ASHTANGA YOGA significa:

ASHTA = otto
ANGA = ramo
Y = unione.

Il saggio Patanjali, negli Yoga-Sutra, ha descritto gli otto stadi dello yoga che conducono all’illuminazione, come i rami di un albero. Il germogliare e quindi lo sviluppo dei rami dell’albero dello yoga avviene secondo le caratteristiche individuali, così come sono diverse le specie di alberi nella foresta. Ogni albero è proteso verso la luce, la cerca incessantemente, così come ogni individuo cresce verso l’illuminazione.

GLI OTTO RAMI DELLO YOGA

YAMA: etica, principi universali

NIYAMA: auto-osservazione

ASANA: posture

PRANAYAMA: controllo del respiro

PRATYAHARA: ritiro dei sensi

DHARANA: concentrazione

DHYANA: meditazione

SAMADHI: illuminazione, stato di beatitudine e pace, “intuizione completa per sempre”.

L’Ashtanga yoga come metodo pratico, chiamato anche: “Ashtanga Vinyasa Yoga”, è stato trasmesso ai giorni nostri da Sri Krishna Pattabhi Jois che fu direttore e fondatore dell’Ashtanga yoga Research Institute di Mysore in India. Sri K. Pattabhi Jois, aveva appreso questo metodo dinamico di yoga dal suo maestro Sri T. Krishnamacharya. Sri T.Krishnamacharya, aveva appreso il sistema dei Vinyasa dal suo guru Rama Mohan Brahamachari ed aveva memorizzato tutto l’antico manoscritto Indiano: “Yoga Kurunta” che arrivò a lui sempre attraverso il suo guru nel 1900. Lo “Yoga Kurunta”, conteneva tutte le Asana, i Vinyasa, i Bandha ed i Drishti delle sei sequenze dell’attuale Ashtanga yoga.

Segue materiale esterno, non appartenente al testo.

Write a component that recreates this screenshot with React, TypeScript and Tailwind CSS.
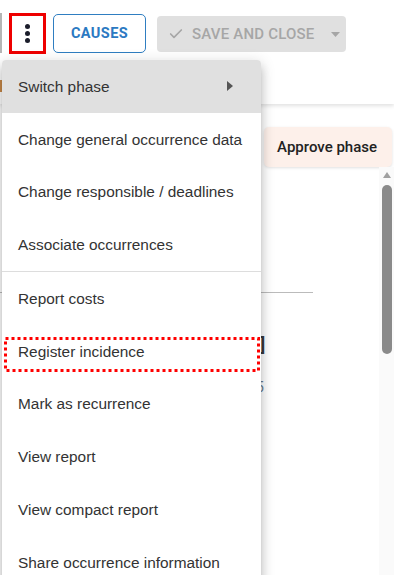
import { Check } from 'lucide-react';

const menuItems = [
    'Switch phase',
    'Change general occurrence data',
    'Change responsible / deadlines',
    'Associate occurrences',
    'Report costs',
    'Register incidence',
    'Mark as recurrence',
    'View report',
    'View compact report',
    'Share occurrence information',
];

const ActionsMenu = () => (
    <div className="absolute left-[2px] top-[60px] w-[259px] h-[560px] bg-white rounded-[4px] shadow-[0_5px_5px_-3px_rgba(0,0,0,0.2),0_8px_10px_1px_rgba(0,0,0,0.14),0_3px_14px_2px_rgba(0,0,0,0.12)] font-['Liberation_Sans',Arial,sans-serif] text-[15.4px] text-[#333]">
        {menuItems.map((label, i) => (
            <div key={label}>
                {i === 4 && <div className="h-px bg-[#ddd]" />}
                <div
                    className={`h-[52.75px] flex items-center justify-between pl-[16px] whitespace-nowrap ${
                        i === 0 ? 'bg-[#e0e0e0] rounded-t-[4px] pr-[28px]' : ''
                    }`}
                >
                    <span>{label}</span>
                    {i === 0 && (
                        <svg width="6" height="10" viewBox="0 0 6 10">
                            <path d="M0 0 L6 5 L0 10 Z" fill="#555" />
                        </svg>
                    )}
                </div>
            </div>
        ))}
    </div>
);

export default function App() {
    return (
        <div className="relative w-[394px] h-[575px] overflow-hidden bg-white font-['Roboto',sans-serif]">
            {/* Toolbar */}
            <div className="h-[104px] flex items-start pt-[13px] shadow-[0_2px_4px_rgba(0,0,0,0.12)] relative">
                <div className="w-[2px] h-[40px] bg-[#b5b5b5]" />
                <div className="ml-[7px] w-[37px] h-[41px] border-[3px] border-[#ee0000] flex flex-col items-center justify-center gap-[2.4px]">
                    <span className="w-[4.5px] h-[4.5px] rounded-full bg-[#1b1d2b]" />
                    <span className="w-[4.5px] h-[4.5px] rounded-full bg-[#1b1d2b]" />
                    <span className="w-[4.5px] h-[4.5px] rounded-full bg-[#1b1d2b]" />
                </div>
                <div className="ml-[7px] mt-px w-[93px] h-[39px] border border-[#2f7ec1] rounded-[5px] flex items-center justify-center text-[14.5px] font-bold tracking-[0.4px] text-[#2b79c2]">
                    CAUSES
                </div>
                <div className="ml-[11px] mt-[3px] w-[189px] h-[36px] bg-[#e0e0e0] rounded-[4px] flex items-center pl-[11px] text-[#a6a6a6]">
                    <Check size={16} strokeWidth={2.5} />
                    <span className="ml-[8px] text-[15px] font-medium tracking-[0.2px]">SAVE AND CLOSE</span>
                    <svg className="ml-[16px]" width="9" height="5" viewBox="0 0 9 5">
                        <path d="M0 0 L9 0 L4.5 5 Z" fill="#a6a6a6" />
                    </svg>
                </div>
            </div>
            <div className="absolute left-0 top-[80px] w-[2px] h-[12px] bg-[#c98a4a]" />

            {/* Page content behind the menu */}
            <div className="flex justify-end pr-[2px] mt-[23px]">
                <div className="h-[40px] pl-[13px] pr-[15px] flex items-center bg-[#fdf0ea] rounded-[5px] text-[15px] font-medium text-[#222] shadow-[0_1px_3px_rgba(0,0,0,0.12)]">
                    Approve phase
                </div>
            </div>
            <div className="flex h-[420px]">
                <div className="flex-1 flex flex-col">
                    <div className="h-[125px]" />
                    <div className="w-[313px] h-px bg-[#bbb]" />
                    <div className="h-[44px]" />
                    <div className="pl-[260px] text-[19px] leading-[16px] font-bold text-[#3a3a3a]">]</div>
                    <div className="h-[27px]" />
                    <div className="pl-[256px] text-[14px] leading-[14px] text-[#6a7d90]">5</div>
                    <div className="flex-1" />
                    <div className="w-[348px] h-px bg-[#ddd] mb-[3px]" />
                </div>
                <div className="w-[15px] bg-[#fafafa] flex flex-col items-center pt-[5px]">
                    <svg width="8" height="6" viewBox="0 0 8 6">
                        <path d="M0 6 L4 0 L8 6 Z" fill="#a0a0a0" />
                    </svg>
                    <div className="mt-[7px] w-[10px] h-[169px] rounded-full bg-[#8a8a8a]" />
                </div>
            </div>

            <ActionsMenu />

            {/* Highlight around Register incidence */}
            <svg className="absolute left-[4px] top-[337px]" width="256" height="35" viewBox="0 0 256 35">
                <rect x="1.5" y="1.5" width="253" height="32" fill="none" stroke="#ff0000" strokeWidth="3" strokeDasharray="3 3" />
            </svg>
        </div>
    );
}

Sri K. Pattabhi Jois conobbe ed applicò il contenuto dell’antico manoscritto negli anni di studio con Sri T. Krishnamacharya, dal 1927 al 1945. Sri K. Pattabhi Jois ha continuato l’insegnamento secondo l’antico lignaggio fino all’età del suo passaggio a 93 anni.

La regolare pratica dell’Ashtanga yoga, permette di sviluppare gli otto rami dell’albero dello yoga descritto da Patanjali.

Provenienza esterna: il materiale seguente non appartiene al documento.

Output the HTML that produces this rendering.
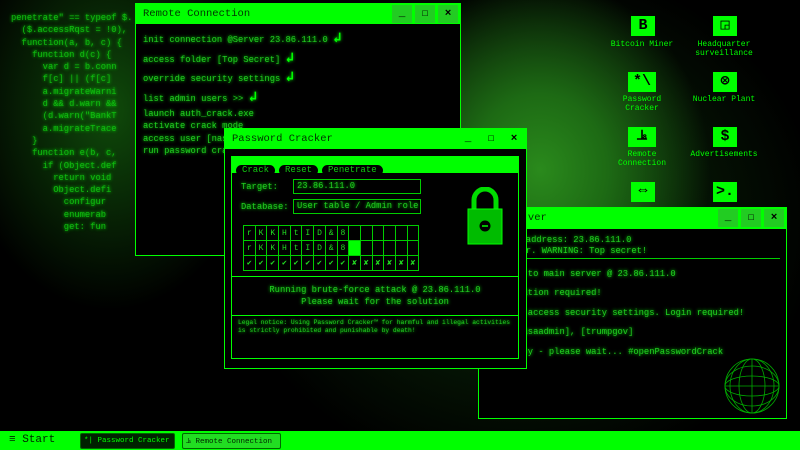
<!DOCTYPE html>
<html><head><style>
*{margin:0;padding:0;box-sizing:border-box}
body{width:800px;height:450px;overflow:hidden;background:#000;font-family:"Liberation Mono",monospace;color:#1d1;position:relative}
.bg{position:absolute;inset:0;background:
radial-gradient(ellipse 170px 190px at 540px 170px,#2a8a1c 0%,#1d6a14 40%,rgba(0,0,0,0) 100%),
radial-gradient(ellipse 150px 200px at 110px 110px,#0f4a0a 0%,rgba(0,0,0,0) 100%),
radial-gradient(ellipse 300px 260px at 520px 220px,#0c300a 0%,#000 100%);}
.code{position:absolute;left:11px;top:12px;font-size:8.8px;line-height:12.3px;color:#1b1;white-space:pre;text-shadow:0 0 3px #0f0}
.win{position:absolute;background:#000;border:1px solid #0f0}
.tb{background:#0f0;color:#030;height:20px;font-size:10.5px;padding:4px 7px;position:relative}
.btns{position:absolute;right:2px;top:1px;display:flex;gap:3px}
.btns span{width:20px;height:18px;background:#2c2;color:#000;font-size:11px;text-align:center;line-height:18px;font-weight:bold}
.t{font-size:8.8px;color:#2c2;text-shadow:0 0 3px #0f0;white-space:pre}
.ic{position:absolute;width:24px;height:20px;background:#0f0;color:#000;font-weight:bold;text-align:center;font-size:15px;line-height:20px}
.il{position:absolute;font-size:8px;color:#0f0;text-align:center;width:90px;line-height:9px}
.grid td{width:11.7px;height:15px;border:1px solid #0c0;font-size:8px;text-align:center;color:#2d2}
.grid{border-collapse:collapse;position:absolute}
.pill{display:inline-block;background:#000;color:#1c1;border-radius:6px;font-size:9px;padding:0 6px;height:11px;line-height:11px;margin-left:4px}
.ar{color:#0f0;font-size:14px;font-weight:bold}
</style></head><body>
<div class="bg"></div>
<div class="code">penetrate" == typeof $.
  ($.accessRqst = !0),
  function(a, b, c) {
    function d(c) {
      var d = b.conn
      f[c] || (f[c]
      a.migrateWarni
      d &amp;&amp; d.warn &amp;&amp;
      (d.warn("BankT
      a.migrateTrace
    }
    function e(b, c,
      if (Object.def
        return void
        Object.defi
          configur
          enumerab
          get: fun</div>

<div class="ic" style="left:631px;top:16px">B</div><div class="il" style="left:597px;top:40px">Bitcoin Miner</div>
<div class="ic" style="left:713px;top:16px">◲</div><div class="il" style="left:679px;top:40px">Headquarter<br>surveillance</div>
<div class="ic" style="left:628px;top:72px;width:28px">*\</div><div class="il" style="left:597px;top:95px">Password<br>Cracker</div>
<div class="ic" style="left:713px;top:72px">⊗</div><div class="il" style="left:679px;top:95px">Nuclear Plant</div>
<div class="ic" style="left:628px;top:127px;width:28px">⫡</div><div class="il" style="left:597px;top:150px">Remote<br>Connection</div>
<div class="ic" style="left:713px;top:127px">$</div><div class="il" style="left:679px;top:150px">Advertisements</div>
<div class="ic" style="left:631px;top:182px">⇔</div>
<div class="ic" style="left:713px;top:182px">&gt;.</div>

<div class="win" style="left:135px;top:3px;width:326px;height:253px">
<div class="tb">Remote Connection<div class="btns"><span>_</span><span>☐</span><span>×</span></div></div>
<div style="position:absolute;left:7px;top:26px;line-height:18.7px" class="t">init connection @Server 23.86.111.0 <span class="ar">↲</span>
access folder [Top Secret] <span class="ar">↲</span>
override security settings <span class="ar">↲</span>
list admin users &gt;&gt; <span class="ar">↲</span></div>
<div style="position:absolute;left:7px;top:104px;line-height:12.4px" class="t">launch auth_crack.exe
activate crack mode
access user [nasa
run password cra</div>
</div>

<div class="win" style="left:478px;top:207px;width:309px;height:212px">
<div class="tb" style="height:21px;padding-left:30px">Server<div class="btns"><span>_</span><span>☐</span><span>×</span></div></div>
<div class="t" style="position:absolute;left:-6px;top:27px;line-height:11px">Server IP address: 23.86.111.0
Main server. WARNING: Top secret!</div>
<div style="position:absolute;left:0;right:6px;top:50px;border-top:1px solid #0c0"></div>
<div class="t" style="position:absolute;left:-4px;top:57px;line-height:19.4px">Connected to main server @ 23.86.111.0
Authentication required!
Trying to access security settings. Login required!
Users: [nasaadmin], [trumpgov]
Server busy - please wait... #openPasswordCrack</div>
<svg style="position:absolute;left:245px;top:150px" width="56" height="56" viewBox="0 0 56 56"><g fill="none" stroke="#0a0" stroke-width=".8"><circle cx="28" cy="28" r="27"/><ellipse cx="28" cy="28" rx="13" ry="27"/><ellipse cx="28" cy="28" rx="22" ry="27"/><ellipse cx="28" cy="28" rx="27" ry="10"/><ellipse cx="28" cy="28" rx="27" ry="20"/><line x1="1" y1="28" x2="55" y2="28"/><line x1="28" y1="1" x2="28" y2="55"/></g></svg>
</div>

<div class="win" style="left:224px;top:128px;width:303px;height:241px;border-color:#0f0">
<div class="tb">Password Cracker<div class="btns"><span style="background:#0f0">_</span><span style="background:#0f0">☐</span><span style="background:#0f0">×</span></div></div>
<div style="position:absolute;left:6px;top:27px;width:288px;height:203px;border:1px solid #0f0">
<div style="background:#0f0;height:16px;padding-top:2px"><span class="pill">Crack</span><span class="pill">Reset</span><span class="pill">Penetrate</span></div>
<div class="t" style="position:absolute;left:9px;top:25px">Target:</div>
<div class="t" style="position:absolute;left:61px;top:22px;width:128px;height:15px;border:1px solid #0c0;padding:1px 3px">23.86.111.0</div>
<div class="t" style="position:absolute;left:9px;top:45px">Database:</div>
<div class="t" style="position:absolute;left:61px;top:42px;width:128px;height:15px;border:1px solid #0c0;padding:1px 3px;overflow:hidden">User table / Admin role</div>
<svg style="position:absolute;left:235px;top:30px" width="36" height="58" viewBox="0 0 36 58"><path d="M7 22V13a11 11 0 0 1 22 0v9" fill="none" stroke="#0d0" stroke-width="5"/><rect x="1" y="22" width="34" height="35" fill="#0b0" stroke="#0f0"/><circle cx="18" cy="39" r="5.5" fill="#000"/><rect x="15" y="38" width="6" height="2" fill="#0b0"/></svg>
<table class="grid" style="left:11px;top:68px">
<tr><td>r</td><td>K</td><td>K</td><td>H</td><td>t</td><td>I</td><td>D</td><td>&amp;</td><td>8</td><td></td><td></td><td></td><td></td><td></td><td></td></tr>
<tr><td>r</td><td>K</td><td>K</td><td>H</td><td>t</td><td>I</td><td>D</td><td>&amp;</td><td>8</td><td style="background:#0f0"></td><td></td><td></td><td></td><td></td><td></td></tr>
<tr style="font-weight:bold"><td>✔</td><td>✔</td><td>✔</td><td>✔</td><td>✔</td><td>✔</td><td>✔</td><td>✔</td><td>✔</td><td>✘</td><td>✘</td><td>✘</td><td>✘</td><td>✘</td><td>✘</td></tr></table>
<div style="position:absolute;left:0;right:0;top:119px;border-top:1px solid #0f0"></div>
<div class="t" style="position:absolute;left:0;right:0;top:127px;text-align:center;line-height:12px">Running brute-force attack @ 23.86.111.0
Please wait for the solution</div>
<div style="position:absolute;left:0;right:0;top:158px;border-top:1px solid #0f0"></div>
<div class="t" style="position:absolute;left:6px;top:162px;font-size:6.3px;line-height:7.5px">Legal notice: Using Password Cracker™ for harmful and illegal activities
is strictly prohibited and punishable by death!</div>
</div></div>

<div style="position:absolute;left:0;top:431px;width:800px;height:19px;background:#0f0">
<div style="position:absolute;left:9px;top:3px;font-size:11px;line-height:13px;color:#020">≡ Start</div>
<div style="position:absolute;left:80px;top:2px;width:95px;height:16px;background:#020;border:1px solid #060;border-radius:2px;color:#0f0;font-size:7.5px;padding:3px 3px;white-space:nowrap">*| Password Cracker</div>
<div style="position:absolute;left:182px;top:2px;width:99px;height:16px;background:#2d2;border:1px solid #060;border-radius:2px;color:#020;font-size:7.5px;padding:3px 3px;white-space:nowrap">⫡ Remote Connection</div>
</div>
</body></html>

Con la pratica, diventiamo sempre più consapevoli della nostra interazione con il mondo esterno e del nostro corpo, sviluppiamo così le qualità di Yama e Niyama.

Eseguendo i movimenti e le posture focalizzandoci sul respiro, sviluppiamo i rami Asana e Pranayama. Fissando la mente sul suono del respiro e sulla sua qualità, i sensi si ritirano verso l’interno e si sviluppa Pratyara. Più i sensi vengono rivolti all’interno senza vagare esternamente nelle diverse direzioni e più si sviluppa il ramo Dharana, la concentrazione.

La pratica costante nel tempo, s’interiorizza sempre più, migliora la capacità di essere completamente presenti e si sviluppa Dhyana, una profonda esperienza meditativa. Dallo sviluppo dei precedenti rami, permettiamo che il Samadhi semplicemente accada.